Tuesday, October 12, 2010

Rebecca Horn

Rebecca Horn was born in 1944 in Germany. She studied at the Hamburg Academy for Fine Arts in the late 1960s. Some of her inspirational artists are Franz Kafka and Jean Genet. She started making art in the 1970s when she began teaching at the California Art Institute and at the University of San Diego. She mainly works with spacial installations, drawings, and photography. She pays particular attention to the physical and technical functionality of her works.
One of her most famous works is called the body-extensions. In this installment she plays with the body and its reaction to the space that it is in. This has given into her works now that deal with structures that she has created that take on their own life and how they react in the space that she puts them in. She is also fond of mirrors, light, and music since they seem to help the artwork cut through the space that it is put in.
She has been known to use a variety of materials such as violins, suitcases, pianos, and large ladders.
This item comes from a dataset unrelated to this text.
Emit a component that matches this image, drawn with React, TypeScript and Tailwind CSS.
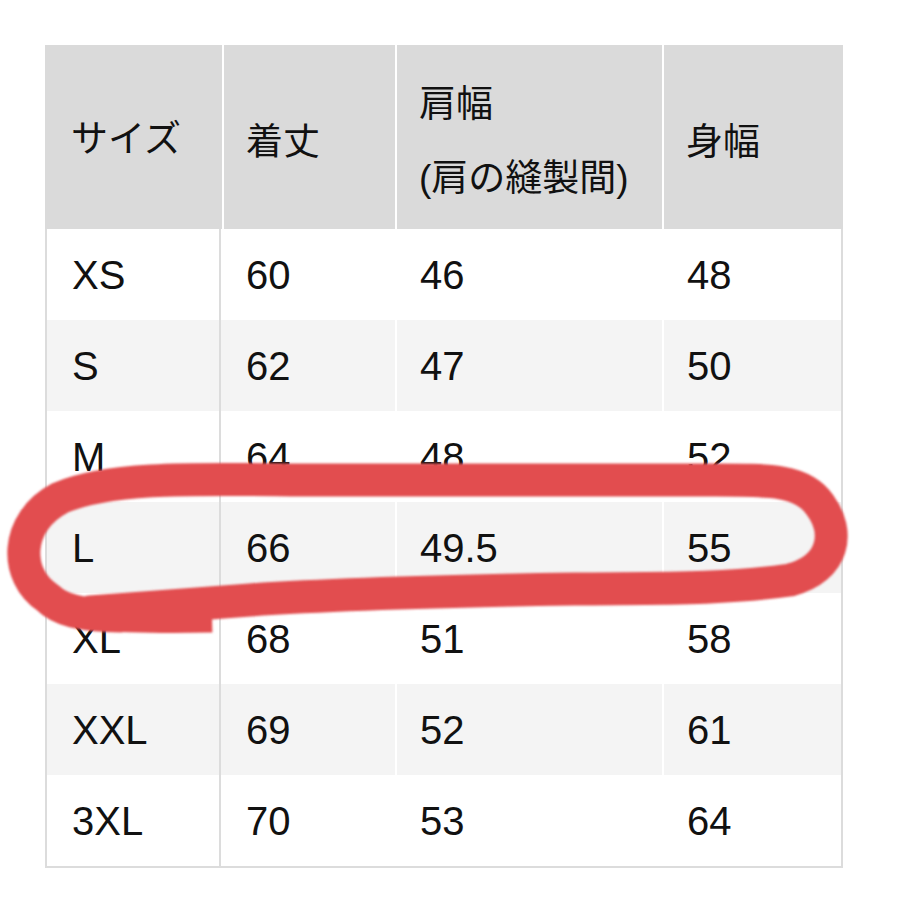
const rows = [
  ['XS', '60', '46', '48'],
  ['S', '62', '47', '50'],
  ['M', '64', '48', '52'],
  ['L', '66', '49.5', '55'],
  ['XL', '68', '51', '58'],
  ['XXL', '69', '52', '61'],
  ['3XL', '70', '53', '64'],
];

const font = { fontFamily: '"Liberation Sans", "Noto Sans CJK JP", Arial, sans-serif' };

export default function App() {
  return (
    <div className="relative w-[900px] h-[900px] bg-white text-[#111]" style={font}>
      <div className="pt-[45px] pl-[45px]">
        <div className="w-[798px]">
          {/* header */}
          <div className="grid grid-cols-[179px_173px_267px_179px] h-[184px] bg-[#dadada] text-[37px]">
            <div className="flex items-center pl-[26px] pt-[6px] border-r-2 border-white">サイズ</div>
            <div className="flex items-center pl-[22px] pt-[12px] border-r-2 border-white">着丈</div>
            <div className="flex flex-col justify-center pl-[22px] pt-[10px] leading-[74px] border-r-2 border-white">
              <span>肩幅</span>
              <span>(肩の縫製間)</span>
            </div>
            <div className="flex items-center pl-[22px] pt-[12px]">身幅</div>
          </div>

          {/* body */}
          <div className="border-x-2 border-b-2 border-[#dcdcdc]">
            {rows.map((r, i) => (
              <div
                key={r[0]}
                className={`grid grid-cols-[174px_176px_267px_177px] h-[91px] text-[40px] ${i % 2 === 1 ? 'bg-[#f4f4f4]' : 'bg-white'}`}
              >
                <div className="flex items-center pl-[25px] border-r-2 border-[#dcdcdc]">{r[0]}</div>
                <div className="flex items-center pl-[25px] border-r-2 border-white">{r[1]}</div>
                <div className="flex items-center pl-[23px] border-r-2 border-white">{r[2]}</div>
                <div className="flex items-center pl-[23px]">{r[3]}</div>
              </div>
            ))}
          </div>
        </div>
      </div>

      {/* hand-drawn red loop around L */}
      <svg className="absolute inset-0 pointer-events-none" width="900" height="900" viewBox="0 0 900 900">
        <defs>
          <filter id="soft" x="-5%" y="-20%" width="110%" height="140%">
            <feGaussianBlur stdDeviation="1.2" />
          </filter>
        </defs>
        <g filter="url(#soft)" fill="none" stroke="#e24e50" strokeWidth="33">
          <path d="M 212 616 C 170 617, 120 616, 90 613" strokeLinecap="butt" />
          <path
            d="M 120 616 C 80 615, 60 610, 48 598 C 14 576, 14 522, 60 498 C 110 476, 200 479, 300 480 L 700 480 C 765 480, 802 478, 820 505 C 840 532, 835 568, 790 580 C 720 590, 650 588, 574 589 C 450 591, 340 594, 250 600 C 180 605, 120 610, 90 612"
            strokeLinecap="round"
            strokeLinejoin="round"
          />
        </g>
      </svg>
    </div>
  );
}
One of the most astonishing things that she has used in her pieces is a large spiral drawing machines and huge funnels. She uses these materials in a way that sets them free from their everyday use and she makes them comment on Mythical, historical, literary, and spiritual imagery.
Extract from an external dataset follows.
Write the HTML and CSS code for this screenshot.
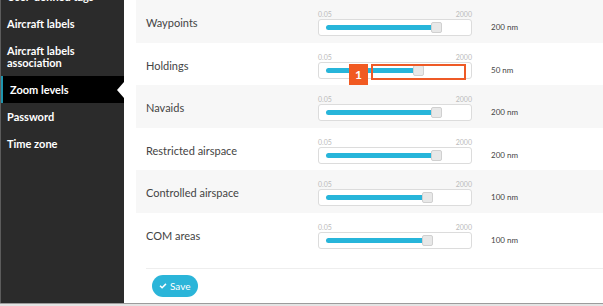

Her work is very interesting to a person who has been following her for a long time as well as a new viewer. However, the viewer that has been following her for the longer time has a sort of advantage in viewing her work since it tends to build upon itself. When she reveals a new work, it is apparent that she has used her previous work and has built off of or modified it in some way. The materials that she may have used in a previous work will reappear in future works but in a completely different way however.
She is seen as a visionary in the art world because she continues to tear down the walls built between space and time. She continues to break the boundaries opening up new worlds to be explored in her art, and give the viewer only a sense of what she feels while making her pieces.
Because of a lung condition Horn had to change the materials that she worked with in the 1980s. She switched from large materials like pianos or word working and changed to smaller, less complex items such as bandages and feathers. Her work, in my opinion, has become more intriguing since this has happened.
 I think that she is a true inspiration to anyone in this field and she is a beautiful artist. She has a deepness in her work that is hard to find in artists now a days. She thinks her artwork through and really likes to analyze the way that things react in their environment. I like the though that she puts into her pieces because it really shows in the final works. She puts so much detail into every piece that it makes the viewer fall in love with the way she fashions her art.